Posted by nrhatch in Exercise & Fitness, Happiness, Humor, People.

In Pursue Your Purpose with Passion, we explored the World of Comedy.

Now, it’s time to Get Real!

* * * * *

Reality Shows have taken off in a big way since the début of Survivor ten years ago.  So, take your pick:

* If you can sing, or at least carry a tune, think American Idol or America’s Got Talent. 

* If you’ve got smooth moves, consider So You Think You Can Dance.

* If you are a budding businesswoman, maybe you can cozy up to The Donald on The Apprentice ~ at least until he says, “You’re Fired!”

No special talents.  Don’t worry.  You still have options:

* If you like the idea of hanging around the house all day, something you may already be adept at, Big Brother might be the show for you.

* If you are out of shape, overweight, and have not exercised a day in your life, consider The Biggest Loser ~ where you’ll get personal fitness tips from Bob or Jillian.

* And, for those of you who don’t like shopping for clothes, consider the show, How to Look Good Naked. 

Once you’ve selected a show, put down the remote (don’t worry, guys, you can have it back), log onto the Internet, find the show’s website, review the contestant requirements, and fill out the requisite “paperwork” to get a coveted spot on the show.   Then, sit back, open a beer, reclaim the remote, and relax.  That’s all there is to it!


Of course not.  Don’t be gullible (at least not until you are forming alliances on some deserted island).

After letting the show know of your interest, and your unique talents, skills, and abilities, you need to audition.  Just like in a job interview, you’ve got to strut your stuff.

Before the audition, do several trial runs in front of friends, families, and a few people who intensely dislike you.

That’s right.  You need people who are going to be honest with you.  Do not be one of those “No Talents” who bursts into tears on TV when one of the judges asks the inevitable question, “What the Hell was that?”

During the audition, or job interview, offer just enough information to make them want you, and then stop.

Once selected, remember that millions of viewers are watching you!  Do not become the next Richard Hatch (who is absolutely, positively, no relation).

On Survivor: Borneo, Richard volunteered way more info than viewers needed about his gender classification.  Sure, he was on a remote island, but so were cameras!  And parading around naked in front of cameras was not his only problem.

After winning his million dollars, he failed to pay taxes on his winnings.

Can you say “tax evasion”?  

If you win a million bucks on TV, or make it big on Wall Street, remember to toss the friendly folks at the IRS a few dollars before spending the rest.

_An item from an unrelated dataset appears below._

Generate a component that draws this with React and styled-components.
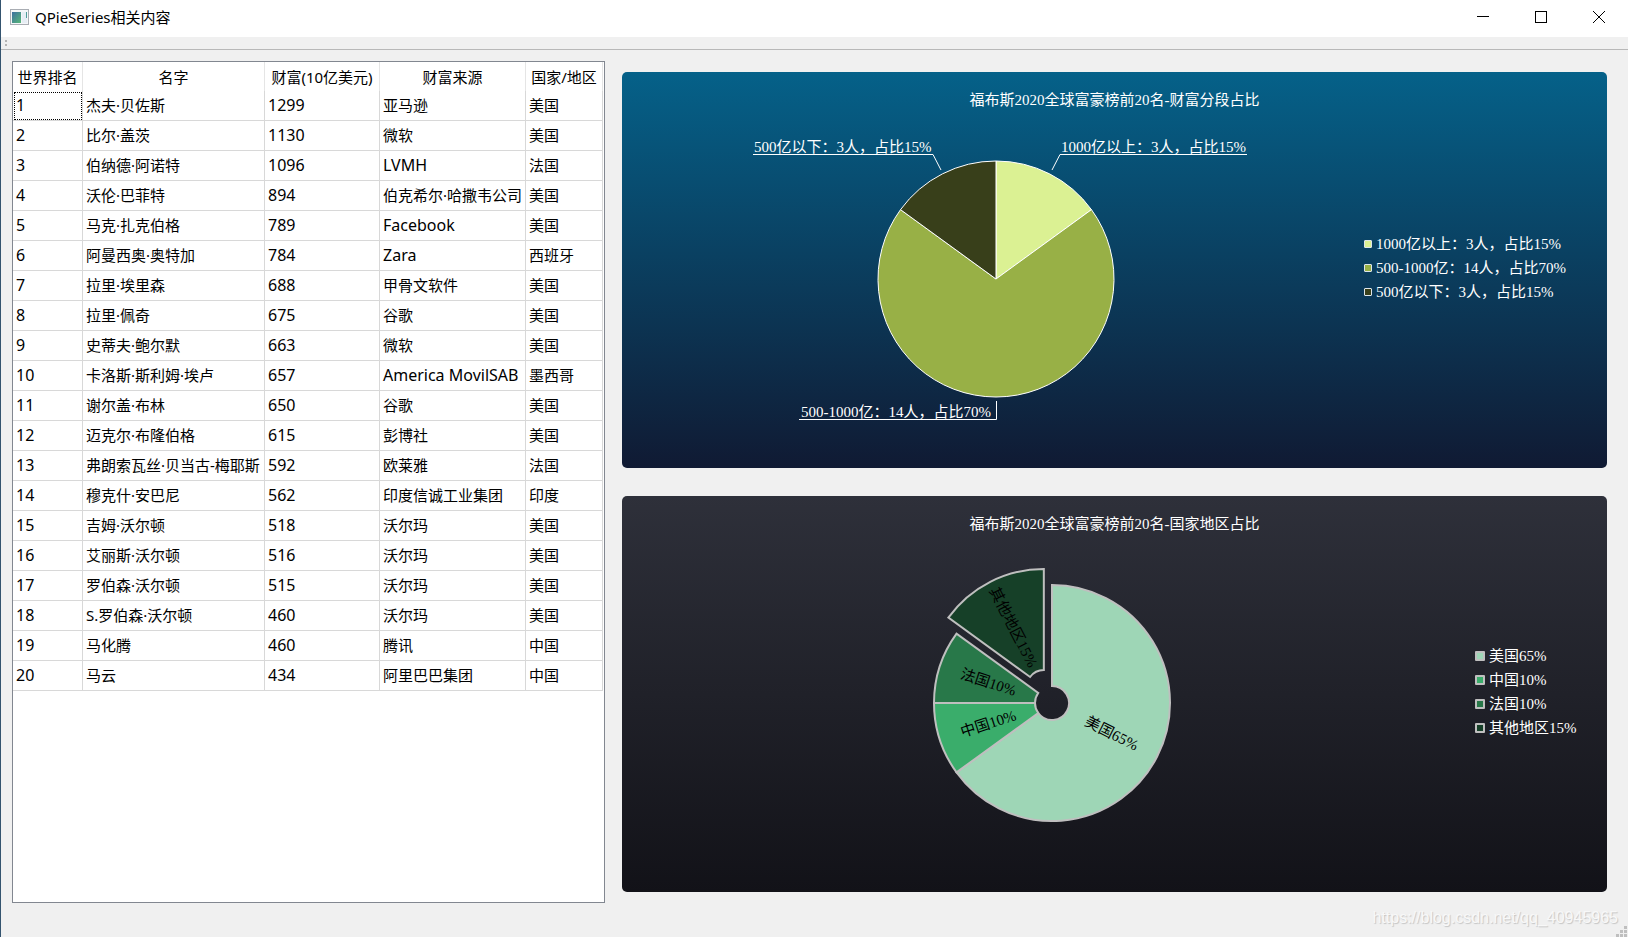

In addition to being cognizant of the cameras, prepare for the potential let down of being voted off the show ~ odds are not in your favor.  In the meantime, however, envision success, your name in lights, and the ultimate in bragging rights once you head back home!

Of course, if you win $1,000,000, maybe you won’t head back home!

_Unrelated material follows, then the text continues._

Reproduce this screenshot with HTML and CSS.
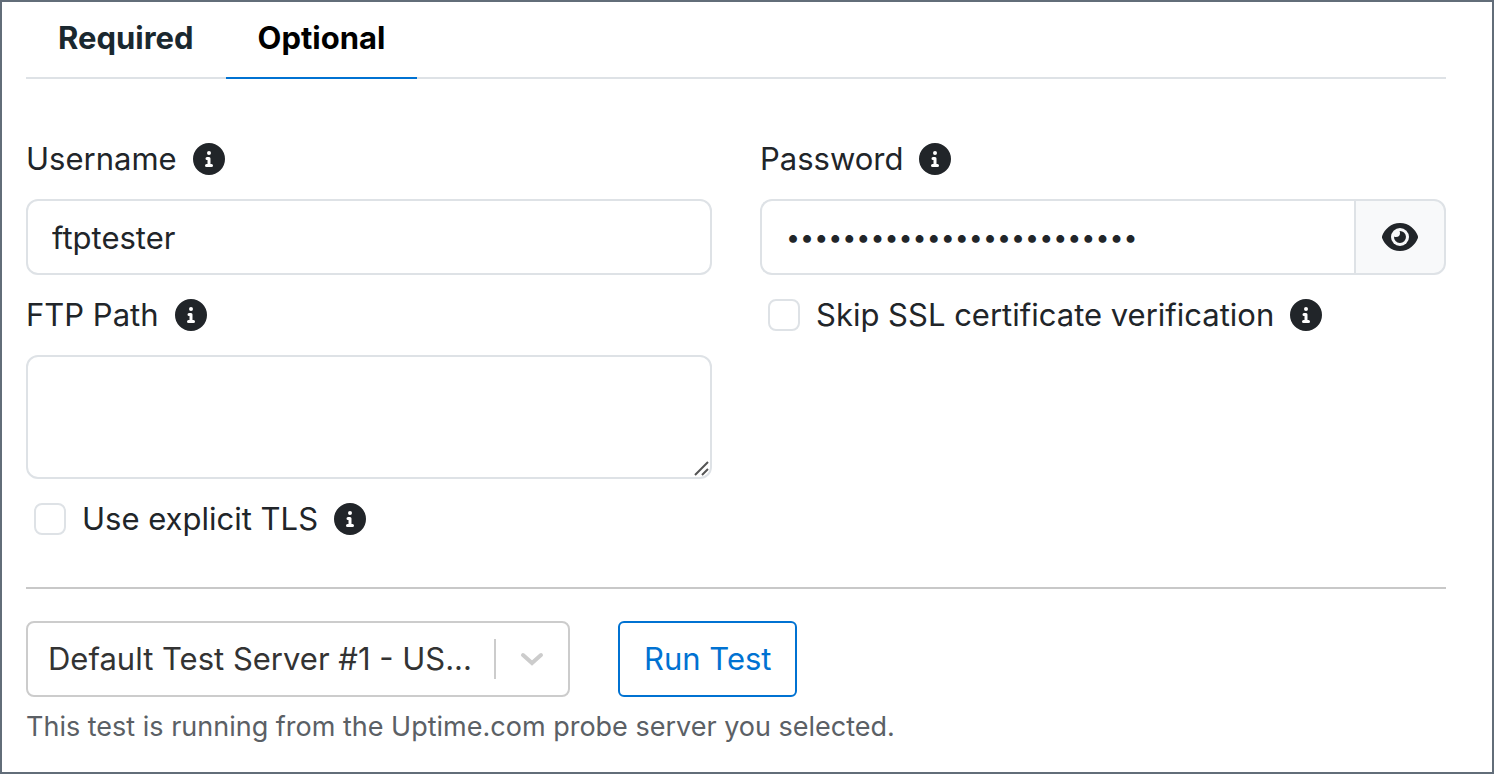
FILE: index.html
```html
<!DOCTYPE html>
<html lang="en">
<head>
    <meta charset="UTF-8">
    <meta name="viewport" content="width=device-width, initial-scale=1.0">
    <link rel="stylesheet" href="styles.css">
    <title>FTP Check</title>
</head>
<body>

<!-- shared icons -->
<svg class="sprite" aria-hidden="true">
    <symbol id="icon-info" viewBox="0 0 512 512">
        <path fill="currentColor" d="M256 0a256 256 0 1 0 0 512 256 256 0 0 0 0-512zm0 128a32 32 0 1 1 0 64 32 32 0 0 1 0-64zm40 256h-80a24 24 0 0 1 0-48h16v-64h-8a24 24 0 0 1 0-48h32a24 24 0 0 1 24 24v88h16a24 24 0 0 1 0 48z"/>
    </symbol>
</svg>

<form class="check-form">
    <div class="tabs">
        <button type="button" class="tab">Required</button>
        <button type="button" class="tab active">Optional</button>
    </div>

    <div class="columns">
        <div class="column">
            <div class="label-row">
                <label for="username">Username</label>
                <svg class="info"><use href="#icon-info"/></svg>
            </div>
            <input type="text" id="username" class="field" value="ftptester">

            <div class="label-row">
                <label for="ftp-path">FTP Path</label>
                <svg class="info"><use href="#icon-info"/></svg>
            </div>
            <div class="textarea-wrap">
                <textarea id="ftp-path" class="field"></textarea>
                <svg class="grip" viewBox="0 0 16 16"><path d="M1 14 14 1M8 14l6-6"/></svg>
            </div>

            <div class="label-row check">
                <input type="checkbox" id="explicit-tls">
                <label for="explicit-tls">Use explicit TLS</label>
                <svg class="info"><use href="#icon-info"/></svg>
            </div>
        </div>

        <div class="column">
            <div class="label-row">
                <label for="password">Password</label>
                <svg class="info"><use href="#icon-info"/></svg>
            </div>
            <div class="input-group">
                <input type="password" id="password" class="field" value="ftptester-password-123456">
                <button type="button" class="reveal" aria-label="Show password">
                    <svg viewBox="0 0 36 28">
                        <path fill="currentColor" d="M18 0C9 0 2.600 6.500.300 12.500a4 4 0 0 0 0 3C2.600 21.500 9 28 18 28s15.400-6.500 17.700-12.500a4 4 0 0 0 0-3C33.400 6.500 27 0 18 0z"/>
                        <circle cx="18" cy="14" r="9" fill="#f8f9fa"/>
                        <path fill="currentColor" d="M18 10a4 4 0 0 1-4 4q-1 0-2-.5A6 6 0 1 0 17.500 8q.5.900.5 2z"/>
                    </svg>
                </button>
            </div>

            <div class="label-row check">
                <input type="checkbox" id="skip-ssl">
                <label for="skip-ssl">Skip SSL certificate verification</label>
                <svg class="info"><use href="#icon-info"/></svg>
            </div>
        </div>
    </div>

    <hr>

    <div class="test-row">
        <div class="select-wrap">
            <select aria-label="Test server">
                <option>Default Test Server #1 - US...</option>
            </select>
            <svg class="arrow" viewBox="0 0 24 16"><path d="M3 4l9 8 9-8"/></svg>
        </div>
        <button type="button" class="run">Run Test</button>
    </div>
    <p class="help">This test is running from the Uptime.com probe server you selected.</p>
</form>

</body>
</html>
```
FILE: styles.css
```css
* {
    box-sizing: border-box;
}

body {
    margin: 0;
    min-height: 100vh;
    border: 2px solid #626d79;
    background-color: #fff;
    color: #212529;
    font-family: Inter, "Liberation Sans", sans-serif;
    font-size: 31px;
    line-height: 48px;
}

button, input, select, textarea {
    font: inherit;
    color: inherit;
    margin: 0;
}

.sprite {
    display: none;
}

.check-form {
    padding: 0 46px 0 24px;
}

/* Tabs */
.tabs {
    display: flex;
    border-bottom: 2px solid #dee2e6;
}

.tab {
    padding: 12px 32px 15px;
    margin-bottom: -2px;
    border: none;
    border-bottom: 2px solid transparent;
    background: none;
    color: #1a282f;
    font-weight: 700;
    cursor: pointer;
}

.tab.active {
    color: #000;
    border-bottom-color: #0072d2;
}

/* Fields */
.columns {
    display: grid;
    grid-template-columns: 1fr 1fr;
    gap: 48px;
    padding-top: 56px;
}

.column {
    display: flex;
    flex-direction: column;
    gap: 16px;
}

.label-row {
    display: flex;
    align-items: center;
    gap: 16px;
}

.check {
    padding-left: 8px;
}

.info {
    width: 32px;
    height: 32px;
}

.field {
    display: block;
    width: 100%;
    height: 76px;
    padding: 12px 24px;
    border: 2px solid #dee2e6;
    border-radius: 12px;
    background-color: #fff;
    outline: none;
}

.textarea-wrap {
    position: relative;
}

textarea.field {
    height: 124px;
    resize: vertical;
}

textarea::-webkit-resizer {
    display: none;
}

.grip {
    position: absolute;
    right: 2px;
    bottom: 2px;
    width: 16px;
    height: 16px;
    fill: none;
    stroke: #555;
    stroke-width: 2;
    pointer-events: none;
}

.input-group {
    display: flex;
}

.input-group .field {
    flex: 1;
    min-width: 0;
    border-right: none;
    border-radius: 12px 0 0 12px;
    font-size: 25px;
}

.reveal {
    display: flex;
    align-items: center;
    justify-content: center;
    width: 92px;
    border: 2px solid #dee2e6;
    border-radius: 0 12px 12px 0;
    background-color: #f8f9fa;
    cursor: pointer;
}

.reveal svg {
    width: 36px;
    height: 28px;
}

input[type="checkbox"] {
    appearance: none;
    width: 32px;
    height: 32px;
    border: 2px solid #dee2e6;
    border-radius: 8px;
    background-color: #fff;
}

input[type="checkbox"]:checked {
    background-color: #0072d2;
}

hr {
    margin: 44px 0 32px;
    border: none;
    border-top: 2px solid #c8c8c8;
}

/* Test server */
.test-row {
    display: flex;
    gap: 48px;
}

.select-wrap {
    position: relative;
    flex: 0 1 544px;
}

select {
    appearance: none;
    width: 100%;
    height: 76px;
    padding: 0 76px 0 20px;
    border: 2px solid #ccc;
    border-radius: 8px;
    background-color: #fff;
    color: #333;
}

.arrow {
    position: absolute;
    top: 18px;
    right: 2px;
    width: 74px;
    height: 40px;
    padding: 12px 24px;
    border-left: 2px solid #ccc;
    fill: none;
    stroke: #ccc;
    stroke-width: 4;
    stroke-linecap: round;
    pointer-events: none;
}

.run {
    padding: 12px 24px;
    border: 2px solid #0072d2;
    border-radius: 6px;
    background-color: #fff;
    color: #0072d2;
    cursor: pointer;
}

.help {
    margin: 10px 0 0;
    color: #5b6065;
    font-size: 27px;
    line-height: 40px;
}
```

To be continued in Surfing Safari.

Related Posts:   Why Are Reality TV Shows Popular? (WP Prompt) * Live Your Life * Discovering Right Livelihood


1. cindy - May 20, 2010

*Cindy runs off to try and find some footage of Survivor Borneo …*

2. nrhatch - May 20, 2010

That’s funny!

He let it all hang out . . . but they didn’t share the Full Monty with the viewing public. : )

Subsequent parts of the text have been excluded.